Henri, it must be mentioned, built an opus of peace work in his own right. His was an inspiring journey, marked by a series of unusual and courageous steps. In the 1960s, he drove through the night to join Dr. King’s march from Selma to Montgomery. In the 1970s, he spoke at anti-war rallies and vigiled for peace at Connecticut’s Trident submarine base. And there he hosted a weekly mass for the protestors and taught them the spiritual roots of protest.
The passing of decades did little to incline him to slow down. In the 1980s, he joined hundreds of U.S. citizens on the border of Nicaragua and there protested Reagan’s contra war. He traveled to Guatemala to support the priest who succeeded martyred Father Stanley Rother. Later, he toured the U.S. and called for “solidarity with our crucified sisters and brothers in Central America.”
When the Berrigans were in jail, Henri came to visit. He traveled deep into Nevada to join the Franciscan anti-nuclear vigils at the Nevada Test Site. Later he came to Washington, D.C., on the eve of the first Gulf War and denounced it before a gathering of ten thousand.
“As peacemakers, we must resist all the powers of war and destruction and proclaim that peace is the divine gift offered to all who affirm life. Resistance means saying No to all the forces of death, wherever they may be.”
“Saying no is the Christian’s solemn vocation,” said Henri. “Just as Jesus’ command to love one another cannot be seen as a part-time obligation…so too Jesus’ call to peacemaking is unconditional, unlimited, and uncompromising. None of us is excused! Peacemaking is a full-time vocation that includes each member of God’s people.”
Henri had a wide-ranging mind and wrote about peace from different angles. First, he said, peacemaking begins with prayer. “Prayer is the beginning and the end, the source and the fruit, the core and the content, the basis and the goal of all peacemaking.” He taught that when we pray, we enter upon the presence of the God of peace, the one who disarms our hearts, who bestows on us the gift of peace.
This is where political peacemaking begins. The world teeters under nuclear weapons and rampant poverty and war, and they enrage and overwhelm and disorient us. All the more reason, Henri taught, to root our lives in contemplative peace. There God transforms us and deploys us to help disarm the world. In prayer we learn how to love even our enemies.
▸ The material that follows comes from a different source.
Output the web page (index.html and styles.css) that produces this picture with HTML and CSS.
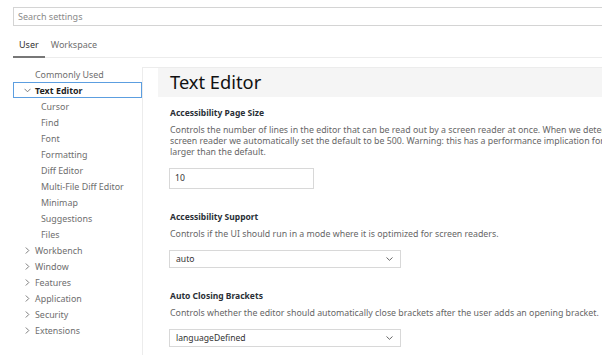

Next, he said, peacemaking begins and ends with Jesus. Jesus embodies peace, makes peace, shares peace and blesses peacemakers. We must, therefore, become more and more like him–ourselves embodying peace, creating peace, sharing peace. “Keep your eyes on the Prince of Peace,” Henri urged. One does that, he said, by focusing on Jesus, knowing him in our prayer, studying his life in the Gospel. And from there will unfold our happy mission–to carry on the works of love that he began.
Thus Henri’s spirituality was a far cry from a private affair. He understood spirituality as social, political. God sends us out into the world of war to love and serve the whole human race–even those labeled as our enemies–with compassion, care and concern. In that light, work for disarmament and justice are not musty relics of the ’60s. Nor are they the province of a few disenfranchised church people. They are integral to the life of every authentic Christian
.
“Nobody can be a Christian today without being a peacemaker,” Henri wrote in “Peacework.” “The bombing of Hiroshima and the nuclear arms race that followed have made peacemaking the central task for Christians. There are many other urgent tasks to accomplish–the work of worship, evangelization, healing of church divisions, alleviating worldwide poverty and hunger, and defending human rights. But all of these tasks are closely connected with the task that stands above them all: making peace. Making peace today means giving a future to humanity, making it possible to continue our life together on this planet.”
Finally, Henri’s spirituality of peace centered on a simple matter–our sense of “belovedness.” We are the beloved sons and daughters of God, he taught over and over. The more we become aware of this our true nature, the more we plumb this spiritual understanding of life, the more we will reach out in love for every human on the planet. Because we are God’s beloved children, we will recognize every other human being as our beloved sister or brother. When we manage that, the business of death will fall: war, poverty, injustice, nuclear weapons. All will live in God’s realm of peace.
“‘Blessed are the peacemakers,'” said Henri, “are the key words for Christians today.”